(TT) – Monkeypox in humans was first identified in 1970 in the Democratic Republic of Congo
It is an infectious disease caused by monkeypox virus which is of the genus “Orthopoxvirus” in the family “Poxviridae” just like the cowpox virus and variola virus that causes smallpox. Monkeypox occurs primarily around rainforests of West and Central Africa, but the natural host of the virus is still not known.
Monkeypox was first identified as an illness of non-human primates. The virus is also found in rodents. Monkeypox in humans was first identified in 1970 in the Democratic Republic of Congo. Democratic Republic of the Congo routinely reports a high number of cases: more than 1,000 suspected cases per year since 2005.
Through vaccination, Smallpox was eradicated in 1980 and vaccination ceased. Since then monkeypox virus emerged as the most significant orthopoxvirus in humans which is explained to be due to waning immunity from smallpox vaccines.
The subtypes of the virus are grouped in two clades; The Central African clade, which is prevalent in the Central African Republic, the Democratic Republic of the Congo and other East African countries. The virus in this clade causes more severe illness clinically and case fatality is up to 11%.
The next subtype is the West African clade, found in Nigeria, Sierra Leone, Liberia and Côte d’Ivoire. This clade of monkeypox virus causes less human-to-human transmission. It has less severe illness, and death in up to 6% of cases.
Geographic Distribution Of Monkeypox Disease
Since 2016, Confirmation of human monkeypox has been reported since 2016 in; Central African Republic, Liberia, Sierra Leone, Democratic Republic of Congo, Nigeria and the Republic of the Congo.
Cases of the disease were reported in Israel, United Kingdom and Singapore among travelers from Nigeria.
Symptoms To Lookout For
For the onset of symptoms, the interval is usually 6 to 13 days, but can be from 5 to 21 days.
Monkeypox virus disease symptoms are very similar to that of smallpox. Smallpox disease is more severe than the monkeypox virus. If you have monkeypox, you may experience symptoms such as; severe rash which is typically self-limiting, but can lead to severe illness or death. Death in monkeypox occurs in up to 11% of cases, most often in younger age groups.
The infection progresses in two phases:
- Invasion period (0-5 days) characterized by fever, headache, lymphadenopathy (swelling of the lymph nodes), back pain, myalgia (muscle aches), and fatigue; and
- Characteristic rash appearing in stages 1-3 days after the onset of fever, beginning on the face and spreading to the trunk and limbs.

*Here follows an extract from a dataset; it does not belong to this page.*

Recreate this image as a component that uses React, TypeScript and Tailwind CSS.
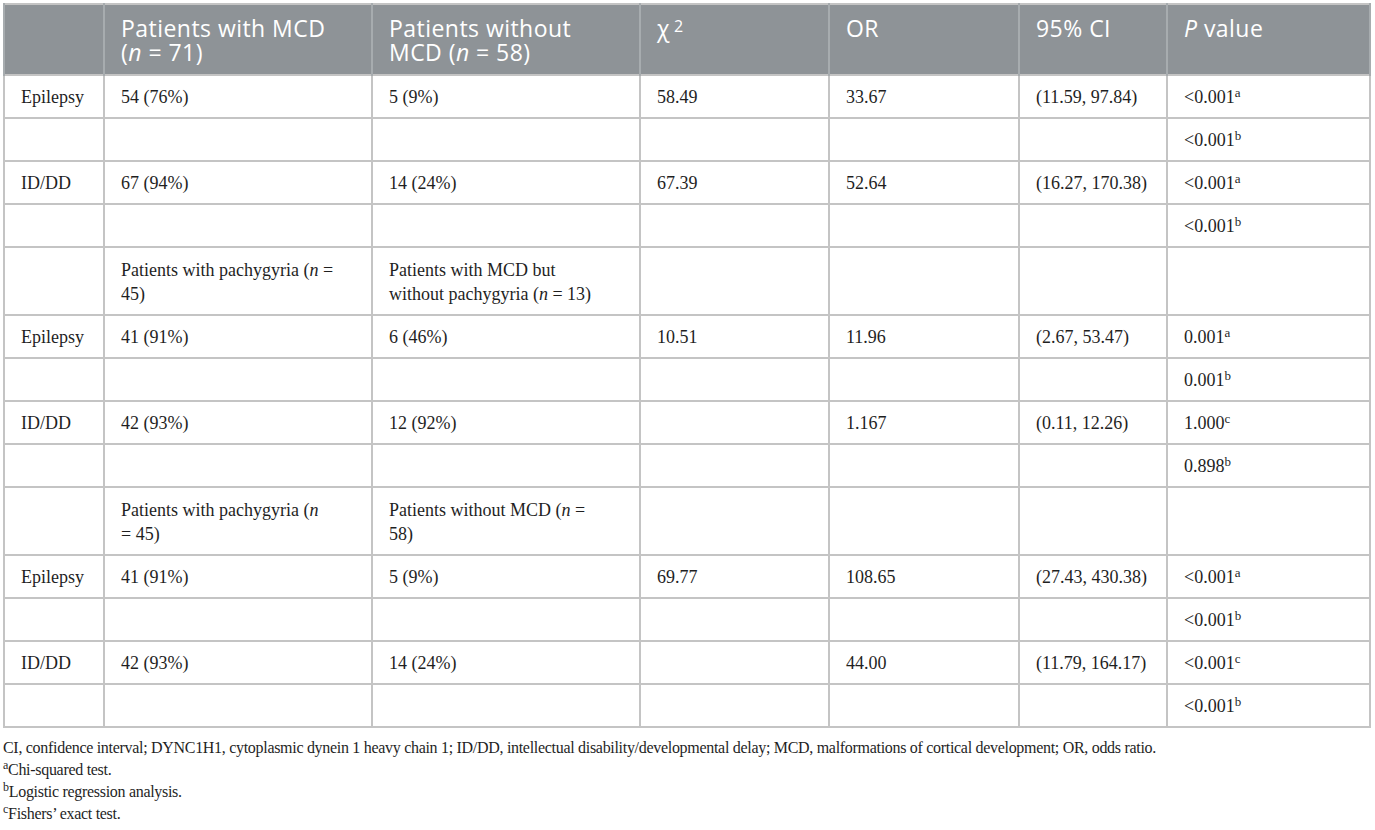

The rash lesions evolve from macules (lesions with a flat base) to papules (raised firm lesions) to vesicles (filled with clear fluid) to pustules (filled with yellowish fluid), followed by crusts.
The rash affects
- The face in 95% of cases,
- The palms and soles of the feet (75%),
- Oral mucous membranes (70%),
- Genitalia (30%),
- The conjunctivae and cornea (20%).
It may take three weeks for crusts to disappear. Lesions range from a few to several thousand and are often painful. Severe lymphadenopathy (swollen lymph nodes) is a distinctive feature of monkeypox and generally develops before the rash. Monkeypox usually lasts 3 to 4 weeks. Severe illness occurs more commonly in children.
Transmission and Treatment
As Monkeypox is a zoonosis which means that it is transmitted to humans from animals. You can get the virus by touching or handling infected animals such as; giant poached rats, rope squirrels, and monkeys or eating inadequately cooked meat of infected animals. Human to human transmissions occur through contact with infected respiratory droplets, skin lesions, or contaminated objects.
There is no specific treatment for monkeypox, but the smallpox vaccines is confirmed to offer protection against monkeypox virus. Other treatments are supportive approaches based on one’s specific symptoms.